A long-term, holistic plan for tackling the rental and housing crisis is therefore necessary, but the government should also consider policies which can be implemented immediately to begin rebalancing the unequal power between renters and landlords.
One such option is rent controls, which the new government unfortunately has ruled out, at least for now. Rent controls are not a silver bullet to the affordability problem but would bring some immediate respite and have the added benefit of slowing down the rapid growth of house prices. Since the expected return on investment for landlords would decrease due to rent controls, buy-to-let landlords would not be willing to pay as much for properties.

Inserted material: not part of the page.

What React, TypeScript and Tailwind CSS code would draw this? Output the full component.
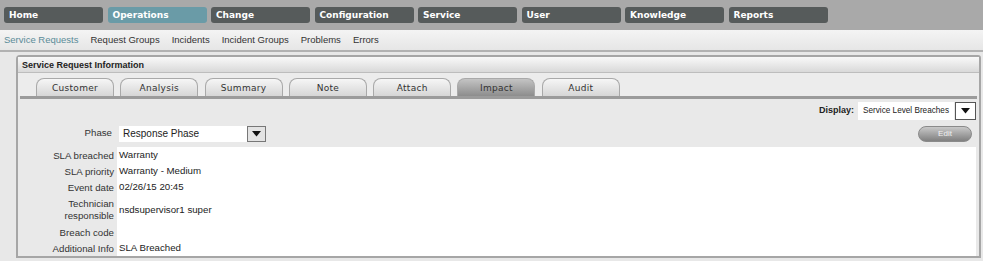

This would help to definancialise the housing market as it would mean that more newly built homes would be owner-occupied rather than buy-to-lets, since owner-occupiers are not concerned about rental yields. The reduction in land costs and property prices would also make it more affordable for councils to acquire land for social housing development, or to simply buy private properties and turn them into social homes.
A large-scale programme to construct social homes and buy back privatised council homes must be part of the wider housing agenda, along with reducing financial and tax incentives for using homes as investment vehicles. Reforming property taxation into a progressive system that is proportional to the value of the property would also help to reduce the staggering 1.5 million unoccupied dwellings in England, as it would be less attractive to keep empty homes as investments.
The housing crisis in the UK is a crisis of affordability, inequality and financialisation. Renters, who are particularly vulnerable to its effects, cannot continue to be an afterthought in housing policy. The government must redefine its approach to housing policy by prioritising people over profit and placing renters at the centre of a radical reform agenda, guaranteeing a secure and affordable home for all.